Lady Luck: treat her
bad and still be glad


Need a bit of luck in the new millennium? A couple of scientists might just have found the key.

    They have taken two coin games that each guarantee a string of losses when played individually and discovered a way to play them alternately to generate a sure-fire winning streak.

    The work by Dr Derek Abbott and Mr Greg Harmer from the University of Adelaide’s electrical and electronic engineering department builds on Parrondo’s paradox.

    Put simply, Parrondo’s paradox is a theory recently developed by a Spanish physicist to explain how "bad" strategies can be mixed to deliver a "good" outcome.

    In an article In the latest Nature journal, Dr Abbott and Mr Harmer illustrated the paradox with the two loser games played by tossing biased coins.

    Instead of their losses mounting as they alternated the two games, they found their winnings steadily increased — particularly if the games were switched frequently.

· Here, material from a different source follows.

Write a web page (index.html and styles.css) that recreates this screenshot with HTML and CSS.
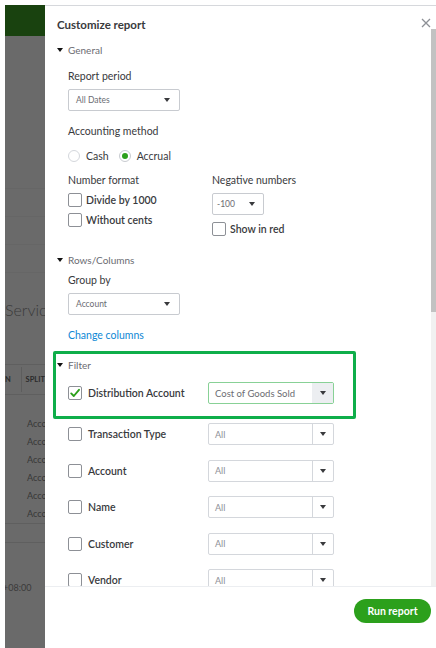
FILE: index.html
```html
<!DOCTYPE html>
<html>
<head>
<meta charset="utf-8">
<link rel="stylesheet" href="styles.css">
</head>
<body>
<div class="app">
  <div class="bg">
    <div class="bg-header"></div>
    <div class="bg-body">
      <div class="bg-rule r1"></div>
      <div class="bg-rule r2"></div>
      <div class="bg-rule r2"></div>
      <div class="bg-rule r2"></div>
      <div class="bg-title">Servic</div>
      <div class="bg-rule r-head"></div>
      <div class="bg-thead">
        <div class="bg-th-left">N</div>
        <div class="bg-th-sep"></div>
        <div class="bg-th">SPLIT</div>
      </div>
      <div class="bg-rule"></div>
      <div class="bg-rows">
        <div class="bg-cell">Acco</div>
        <div class="bg-cell">Acco</div>
        <div class="bg-cell">Acco</div>
        <div class="bg-cell">Acco</div>
        <div class="bg-cell">Acco</div>
        <div class="bg-cell">Acco</div>
      </div>
      <div class="bg-rule"></div>
      <div class="bg-rule r-foot"></div>
      <div class="bg-time">+08:00</div>
    </div>
  </div>

  <div class="panel">
    <div class="panel-body">
      <div class="content">
        <div class="title-row">
          <div class="title">Customize report</div>
          <svg class="close" width="10" height="10" viewBox="0 0 10 10"><path d="M1 1 L9 9 M9 1 L1 9" stroke="#8d9096" stroke-width="1.3" fill="none"/></svg>
        </div>

        <div class="section-head"><span class="tri"></span>General</div>
        <div class="indent">
          <div class="lbl lbl-first">Report period</div>
          <div class="sel sel-wide"><span>All Dates</span><span class="arrow"></span></div>
          <div class="lbl lbl-gap">Accounting method</div>
          <div class="radio-row">
            <span class="radio"></span><span class="radio-text">Cash</span>
            <span class="radio radio-on"><span class="dot"></span></span><span class="radio-text">Accrual</span>
          </div>
          <div class="num-grid">
            <div class="col">
              <div class="lbl">Number format</div>
              <div class="cb-row cb-row-first"><span class="cb"></span><span class="cb-text">Divide by 1000</span></div>
              <div class="cb-row cb-row-second"><span class="cb"></span><span class="cb-text">Without cents</span></div>
            </div>
            <div class="col">
              <div class="lbl">Negative numbers</div>
              <div class="sel sel-small"><span>-100</span><span class="arrow"></span></div>
              <div class="cb-row cb-row-red"><span class="cb"></span><span class="cb-text">Show in red</span></div>
            </div>
          </div>
        </div>

        <div class="section-head section-rows"><span class="tri"></span>Rows/Columns</div>
        <div class="indent">
          <div class="lbl lbl-tight">Group by</div>
          <div class="sel sel-wide"><span>Account</span><span class="arrow"></span></div>
          <div class="link">Change columns</div>
        </div>

        <div class="highlight">
          <div class="section-head section-filter"><span class="tri"></span>Filter</div>
          <div class="frow frow-dist">
            <span class="cb cb-on"><svg width="12" height="12" viewBox="0 0 12 12"><path d="M2.2 6.4 L4.8 9 L10 2.8" stroke="#2ca01c" stroke-width="1.9" fill="none" stroke-linecap="round" stroke-linejoin="round"/></svg></span>
            <span class="f-label">Distribution Account</span>
            <div class="fsel fsel-active"><span class="fsel-val">Cost of Goods Sold</span><span class="fsel-btn"><span class="arrow"></span></span></div>
          </div>
        </div>

        <div class="filters">
          <div class="frow"><span class="cb"></span><span class="f-label">Transaction Type</span><div class="fsel"><span class="fsel-val">All</span><span class="fsel-btn"><span class="arrow"></span></span></div></div>
          <div class="frow"><span class="cb"></span><span class="f-label">Account</span><div class="fsel"><span class="fsel-val">All</span><span class="fsel-btn"><span class="arrow"></span></span></div></div>
          <div class="frow"><span class="cb"></span><span class="f-label">Name</span><div class="fsel"><span class="fsel-val">All</span><span class="fsel-btn"><span class="arrow"></span></span></div></div>
          <div class="frow"><span class="cb"></span><span class="f-label">Customer</span><div class="fsel"><span class="fsel-val">All</span><span class="fsel-btn"><span class="arrow"></span></span></div></div>
          <div class="frow"><span class="cb"></span><span class="f-label">Vendor</span><div class="fsel"><span class="fsel-val">All</span><span class="fsel-btn"><span class="arrow"></span></span></div></div>
        </div>
      </div>
      <div class="scrollbar">
        <div class="thumb"></div>
        <div class="track"></div>
      </div>
    </div>
    <div class="footer">
      <button class="run">Run report</button>
    </div>
  </div>
</div>
</body>
</html>
```

FILE: styles.css
```css
html, body {
  margin: 0;
  padding: 0;
  background: #ffffff;
}
body {
  font-family: Lato, "Open Sans", "Liberation Sans", sans-serif;
  color: #393a3d;
  width: 436px;
  height: 648px;
  overflow: hidden;
}
.app {
  display: flex;
  height: 643px;
  margin-top: 5px;
  margin-left: 5px;
}

/* background page (dimmed) */
.bg {
  width: 40px;
  display: flex;
  flex-direction: column;
  overflow: hidden;
  white-space: nowrap;
}
.bg-header {
  height: 31px;
  flex: none;
  background: #19420f;
}
.bg-body {
  flex: 1;
  background: #6a6a6a;
  display: flex;
  flex-direction: column;
  color: #333333;
}
.bg-body > * {
  flex-shrink: 0;
}
.bg-rule {
  height: 1px;
  background: #5f5f5f;
}
.r1 { margin-top: 152px; background: #666666; }
.r2 { margin-top: 27px; background: #666666; }
.bg-title {
  margin-top: 27px;
  height: 20px;
  line-height: 20px;
  font-size: 16px;
  color: #3a3a3a;
  font-weight: 300;
}
.r-head { margin-top: 44px; }
.bg-thead {
  height: 29px;
  display: flex;
  align-items: center;
  font-size: 7.5px;
  font-weight: 700;
  color: #2b2b2b;
}
.bg-th-left {
  width: 17px;
}
.bg-th-sep {
  width: 1px;
  align-self: stretch;
  margin: 2px 0;
  background: #5d5d5d;
}
.bg-th {
  padding-left: 4px;
}
.bg-rows {
  margin-top: 20px;
  display: flex;
  flex-direction: column;
}
.bg-cell {
  height: 18px;
  line-height: 18px;
  padding-left: 22px;
  font-size: 9px;
  color: #363636;
}
.r-foot { margin-top: 18px; }
.bg-time {
  margin-top: 36px;
  height: 18px;
  line-height: 18px;
  font-size: 9px;
  color: #3a3a3a;
  margin-left: -2px;
}

/* panel */
.panel {
  flex: 1;
  display: flex;
  flex-direction: column;
  background: #ffffff;
  border-top: 1px solid #d6d8dc;
}
.panel-body {
  height: 580px;
  flex: none;
  display: flex;
  overflow: hidden;
}
.content {
  flex: 1;
  padding-left: 12px;
  display: flex;
  flex-direction: column;
}
.content > * {
  flex-shrink: 0;
}
.scrollbar {
  width: 5px;
  display: flex;
  flex-direction: column;
  padding-top: 23px;
}
.thumb {
  height: 283px;
  flex: none;
  background: #c2c2c2;
}
.track {
  flex: 1;
  background: #f1f1f1;
}

.title-row {
  height: 35px;
  display: flex;
  align-items: center;
  justify-content: space-between;
}
.title {
  font-size: 11.5px;
  font-weight: 700;
  color: #393a3d;
  padding-top: 1px;
}
.close {
  display: block;
  margin-top: -1px;
}

.section-head {
  height: 18px;
  display: flex;
  align-items: center;
  gap: 5px;
  font-size: 10px;
  color: #6b6c72;
}
.tri {
  width: 0;
  height: 0;
  border-left: 3px solid transparent;
  border-right: 3px solid transparent;
  border-top: 4px solid #111111;
}
.indent {
  padding-left: 11px;
  display: flex;
  flex-direction: column;
}
.lbl {
  height: 18px;
  line-height: 18px;
  font-size: 10.5px;
  color: #393a3d;
}
.lbl-first { margin-top: 8px; }
.lbl-gap { margin-top: 11px; }
.lbl-tight { margin-top: 2px; }

.sel {
  height: 22px;
  box-sizing: border-box;
  border: 1px solid #c8cbd0;
  border-radius: 2px;
  display: flex;
  align-items: center;
  justify-content: space-between;
  font-size: 8.5px;
  color: #6b6c72;
  margin-top: 4px;
}
.sel-wide {
  width: 112px;
  padding: 0 9px 0 7px;
}
.sel-small {
  width: 52px;
  padding: 0 8px 0 4px;
}
.arrow {
  width: 0;
  height: 0;
  border-left: 3px solid transparent;
  border-right: 3px solid transparent;
  border-top: 4px solid #393a3d;
}

.radio-row {
  margin-top: 7px;
  height: 18px;
  display: flex;
  align-items: center;
  font-size: 10.5px;
}
.radio {
  width: 12px;
  height: 12px;
  box-sizing: border-box;
  border: 1px solid #d4d7dc;
  border-radius: 50%;
  display: flex;
  align-items: center;
  justify-content: center;
}
.radio-on {
  border-color: #c8cbd0;
}
.dot {
  width: 6px;
  height: 6px;
  border-radius: 50%;
  background: #2ca01c;
}
.radio-text {
  margin-left: 6px;
  margin-right: 10px;
}

.num-grid {
  margin-top: 6px;
  display: grid;
  grid-template-columns: 144px auto;
}
.col {
  display: flex;
  flex-direction: column;
}
.cb-row {
  display: flex;
  align-items: center;
  height: 14px;
  font-size: 10.5px;
  font-weight: 600;
}
.cb-row-first { margin-top: 4px; }
.cb-row-second { margin-top: 6px; }
.cb-row-red { margin-top: 7px; }
.cb {
  width: 14px;
  height: 14px;
  box-sizing: border-box;
  border: 1px solid #8d9096;
  border-radius: 2px;
  flex: none;
  display: flex;
  align-items: center;
  justify-content: center;
}
.cb-text {
  margin-left: 4px;
}

.section-rows { margin-top: 15px; }
.link {
  margin-top: 11px;
  height: 18px;
  line-height: 18px;
  font-size: 10.5px;
  color: #0d87d4;
}

.highlight {
  margin-top: 7px;
  margin-left: -4px;
  width: 303px;
  box-sizing: border-box;
  border: 3px solid #0fae4a;
  border-radius: 2px;
  padding: 2px 0 12px 1px;
}
.section-filter {
  padding-left: 0;
}
.frow {
  height: 22px;
  display: flex;
  align-items: center;
}
.frow-dist {
  margin-top: 8px;
  padding-left: 11px;
}
.f-label {
  width: 120px;
  margin-left: 6px;
  font-size: 10.5px;
  font-weight: 600;
  color: #393a3d;
}
.fsel {
  width: 126px;
  height: 22px;
  box-sizing: border-box;
  border: 1px solid #d4d7dc;
  border-radius: 2px;
  display: flex;
  align-items: stretch;
  font-size: 9px;
  color: #8d9096;
}
.fsel-val {
  flex: 1;
  display: flex;
  align-items: center;
  padding-left: 6px;
}
.fsel-btn {
  width: 20px;
  border-left: 1px solid #d4d7dc;
  display: flex;
  align-items: center;
  justify-content: center;
}
.fsel-active {
  border-color: #88d196;
  color: #6b6c72;
  font-size: 9.5px;
}
.fsel-active .fsel-btn {
  border-left: none;
  background: #eceef1;
  width: 21px;
}

.filters {
  margin-top: 4px;
  padding-left: 11px;
  display: flex;
  flex-direction: column;
  gap: 14.5px;
}
.filters > * {
  flex-shrink: 0;
}

.footer {
  flex: 1;
  border-top: 1px solid #eceef1;
  display: flex;
  justify-content: flex-end;
  align-items: flex-start;
  padding: 12px 5px 0 0;
}
.run {
  width: 77px;
  height: 24px;
  border: none;
  border-radius: 12px;
  background: #2ca01c;
  color: #ffffff;
  font-family: Lato, "Open Sans", "Liberation Sans", sans-serif;
  font-size: 10.5px;
  font-weight: 700;
  padding: 0;
}
```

    They described it as a ratchet-like effect.

    "Switching the game traps the winnings there before subsequent repetitions of the same game can introduce the otherwise inevitable decline," the researchers said.

    But there’s bad news — the games are not your garden variety ones and therefore the discovery is not so useful in the casino.

    But the good news is that the researchers are now working on ways to apply their mathematical theory to the economy.

    "It could help to answer financial questions such as finding the best strategy for combining high-risk shares and cash reserves in managing an investment portfolio," Dr Abbott said.

    The theory a1so cou1d be used to help understand genetic development by analysing the "good" and "bad" genes in a pool of genes in an animal population.

    "Considering probabilities that certain genes may become expressed in each generation is rather like a gambling game," Dr Abbott said.

    "Some bad genes may become beneficial if there is a change in the environment."

    Dr Abbott said a Parrondian viewpoint could be applied to the dynamics of voting — for instance, does a touch of scandal increase a politician’s popularity?

    "One of the messages of Parrondo’s paradox is that a little bit of badness is good," he said.